Thursday, May 31, 2012

A beautiful catch from western NC stream

     The first Saturday in June is like Christmas Day for fly fishermen.  That's when our friends Sally and Joe are awakened in the middle of the night, not by someone coming down the chimney, but by the headlights of pickups and SUVs, angling for a parking space along the dirt road that follows Helton Creek in Ashe County.  They're all trying to lay claim to the beautiful, deep pool by the rock, or under the hemlock where so many snagged flies hang like Christmas ornaments.

 "Just one more cast. . . ."

     So what's the excitement?  Aren't the rainbows, brookies or specks, and brownies - NC's beautiful mountain trout - there swimming and eluding fishermen all the time?  Yep.  But beginning Saturday, until October, fishermen can KEEP their catch, rather than having to catch and release.
     Do you know how sobering, how tempting it is to reel in a big one, and then have to let it go?  Knowing that it would fill up your frying pan but good?  It's enough to make a grown man cry, just like the younger boy did when he didn't get a racing bike or car keys one holiday.   I know the hubby has a tender heart, and he always says that he let the fish go to get bigger.  But I also know he's just made a promise to catch it again, when the controlled harvest regulations are lifted.

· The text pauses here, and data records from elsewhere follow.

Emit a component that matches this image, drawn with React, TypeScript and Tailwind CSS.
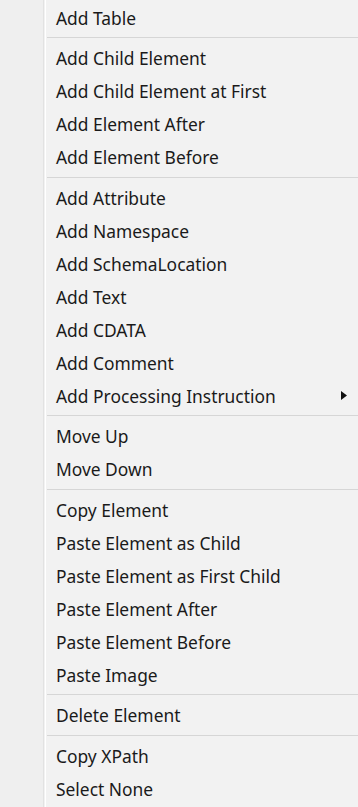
const groups: { label: string; sub?: boolean }[][] = [
  [{ label: "Add Table" }],
  [
    { label: "Add Child Element" },
    { label: "Add Child Element at First" },
    { label: "Add Element After" },
    { label: "Add Element Before" },
  ],
  [
    { label: "Add Attribute" },
    { label: "Add Namespace" },
    { label: "Add SchemaLocation" },
    { label: "Add Text" },
    { label: "Add CDATA" },
    { label: "Add Comment" },
    { label: "Add Processing Instruction", sub: true },
  ],
  [{ label: "Move Up" }, { label: "Move Down" }],
  [
    { label: "Copy Element" },
    { label: "Paste Element as Child" },
    { label: "Paste Element as First Child" },
    { label: "Paste Element After" },
    { label: "Paste Element Before" },
    { label: "Paste Image" },
  ],
  [{ label: "Delete Element" }],
  [{ label: "Copy XPath" }, { label: "Select None" }],
];

export default function App() {
  return (
    <div
      className="relative w-[358px] h-[807px] overflow-hidden bg-[#f2f2f2] text-[#1a1a1a]"
      style={{ fontFamily: '"Noto Sans", "Noto Sans CJK KR", sans-serif' }}
    >
      {/* icon gutter */}
      <div className="absolute left-0 top-0 bottom-0 w-[44px] bg-[#efefef] border-r border-[#e2e2e2]" />
      <div className="absolute left-[45px] top-0 bottom-0 w-px bg-white" />

      <div className="relative pt-[1px]">
        {groups.map((group, gi) => (
          <div key={gi}>
            {gi > 0 && <div className="ml-[47px] mt-[3px] mb-[3.5px] h-px bg-[#d6d6d6]" />}
            {group.map((item) => (
              <div key={item.label} className="flex items-center h-[33px] pl-[56px] pr-[10px]">
                <span className="flex-1 text-[17.4px] leading-none translate-y-px">{item.label}</span>
                {item.sub && (
                  <svg width="6" height="9" viewBox="0 0 6 9" className="mr-[1px]">
                    <path d="M0 0 L6 4.5 L0 9 Z" fill="#111" />
                  </svg>
                )}
              </div>
            ))}
          </div>
        ))}
      </div>
    </div>
  );
}
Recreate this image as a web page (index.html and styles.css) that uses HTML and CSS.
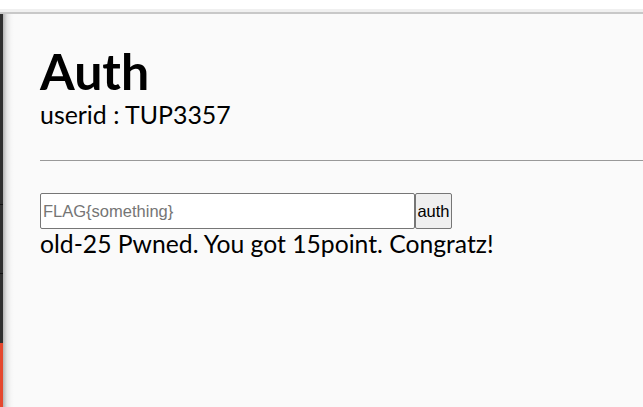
FILE: index.html
```html
<!DOCTYPE html>
<html>
<head>
<meta charset="utf-8">
<link rel="stylesheet" href="styles.css">
</head>
<body>
<div class="topbar"></div>
<div class="frame">
  <div class="rail">
    <div class="seg seg1"></div>
    <div class="seg seg2"></div>
    <div class="seg seg3"></div>
    <div class="seg seg4"></div>
  </div>
  <main class="page">
    <h1 class="title">Auth</h1>
    <div class="userid">userid : TUP3357</div>
    <hr class="rule">
    <form class="authform">
      <input class="flag" type="text" placeholder="FLAG{something}">
      <button class="btn" type="button">auth</button>
    </form>
    <div class="msg">old-25 Pwned. You got 15point. Congratz!</div>
  </main>
</div>
</body>
</html>
```
FILE: styles.css
```css
html, body {
  margin: 0;
  padding: 0;
  height: 100%;
  overflow: hidden;
}
body {
  background: #fafafa;
  font-family: Lato, "Noto Sans", sans-serif;
  color: #000;
  display: flex;
  flex-direction: column;
}
.topbar {
  height: 12px;
  background: linear-gradient(to bottom, #ffffff 0, #ffffff 9px, #f0f0f0 9px, #f0f0f0 12px);
  border-bottom: 2px solid #c8c8c8;
  flex: none;
}
.frame {
  flex: 1;
  display: flex;
  min-height: 0;
}
.rail {
  width: 3px;
  display: flex;
  flex-direction: column;
  flex: none;
}
.seg { background: #2f2f2f; }
.seg1 { height: 190px; border-bottom: 1px solid #111; }
.seg2 { height: 68px; border-bottom: 1px solid #111; }
.seg3 { height: 69px; }
.seg4 { flex: 1; background: #e5472e; }
.page {
  flex: 1;
  padding: 27px 0 0 37px;
  background: linear-gradient(to right, #b4b4b4 0, #e6e6e6 4px, #f6f6f6 8px, #fafafa 11px);
}
.title {
  margin: 0;
  font-size: 50px;
  font-weight: 700;
  line-height: 60px;
}
.userid {
  font-size: 24.9px;
  line-height: 26px;
}
.rule {
  margin: 33px 0 0 0;
  border: 0;
  border-top: 1px solid #999;
  height: 0;
}
.authform {
  margin: 32px 0 0 0;
  display: flex;
  align-items: stretch;
}
.flag {
  width: 375px;
  height: 36px;
  box-sizing: border-box;
  border: 1px solid #767676;
  border-radius: 2px;
  padding: 0 2px;
  font-family: "Liberation Sans", Arial, sans-serif;
  font-size: 16.5px;
  background: #fff;
  margin: 0;
}
.flag::placeholder { color: #757575; }
.btn {
  width: 37px;
  height: 36px;
  box-sizing: border-box;
  border: 1px solid #767676;
  border-radius: 2px;
  background: #efefef;
  font-family: "Liberation Sans", Arial, sans-serif;
  font-size: 16.5px;
  padding: 0;
  margin: 0;
  color: #000;
}
.msg {
  font-size: 24.7px;
  line-height: 30px;
}
```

     The little brookies and brown trout that Steve has caught are throw-backs.  They are tiny, but fun to catch since they are so very elusive and wary.
Let's see, can I focus?
     But those rainbows, they can have some size to them.  That's a fulfilling day, to spend wading in a stream, have the thrill of reeling one of those big boys all the way in, and then having it grace your dinner plate.
     Trout can be lightly floured, then fried in a little butter and oil.  Throw in some subtle chopped herbs, salt and pepper to taste, and that's just mighty fine.
     Or, try the recipe that follows, shared with me by John and Julie Stehling, the lovely owners of one of my favorites, Early Girl Eatery in Asheville, for THE NEW BLUE RIDGE COOKBOOK.   I love to do trout this way, because you simply bake the trout, then top the fillets with a fresh blackberry and green tomato sauce.
At the farmers markets, no chiggers, no thorns.
     Some folks call the native wild blackberries "dewberries" and they're worth the chiggers.  Just wear long sleeves and pants, secured to your wrists and ankles!  And choose thickets, esp. those on the roadside, that have not possibly been sprayed.
     You'll find baskets upon baskets of fresh blackberries at area farmers markets soon.Many of the new varieties are named for Native Americans, like Arapaho, Kiowa, Navaho, and in keeping suit,  NCSU, named one of their research varieties  "Nantahala", like the river and area in western North Carolina.
      And if you can't catch your own, try for some fresh trout fillets at area markets, esp. those from Sunburst Trout in Canton, NC.


(C) From THE NEW BLUE RIDGE COOKBOOK:  Authentic Recipes from VA's Highlands to NC's Mountains, by Elizabeth Wiegand, Globe Pequot Press, 2010.  

Trout with Green Tomatoes & Blackberry Sauce, from Early Girl Eatery
            Blackberry thickets grow along roads and mountainsides in the Blue Ridge, although you may avoid scratches and chiggers by purchasing gorgeous berries at local farmers markets.  Those cultured varieties are generally seedless and more plump without sacrificing flavor. 
            John and Julie Stehling have been leaders in the farm-to-table movement in the Asheville area.  “That relationship has to work both ways, with accountability and responsibility on both parts,” says John.  Many of the young farmers that supply Early Girl Eatery have become friends, sharing potlucks suppers with young kids racing around.   
            John features two favorite Blue Ridge foods – mountain trout and fresh blackberries – with this recipe.  The green tomato prevents the sauce from being overly sweet. 
1 green tomato
1 tablespoon fresh lemon juice
1 teaspoon minced lemon zest
¾ cup sugar
pinch of ground cinnamon
pinch of ground nutmeg
¼ cup water
1 pint fresh blackberries
salt, to taste
4 trout filets, 5- ounces each
olive oil
1.     Core the green tomato and puree in blender or food processor.
2.     In non-stick saucepan, bring the puree to a low boil on medium heat.  Add lemon juice and zest, sugar, cinnamon, nutmeg and water.  Lower the heat and let simmer until the mixture is the thickness of a rich marinara.
3.     Remove from heat and gently stir in blackberries.  Add salt to taste.  Set aside while you prepare the trout.
4.     Preheat oven to 450°.  Lightly oil and salt both sides of the filets.
5.     Place trout on a rack over a baking pan and bake until fish is flaky, about 10 minutes per inch of thickness.
6.     Place baked trout filets on plate and top with sauce.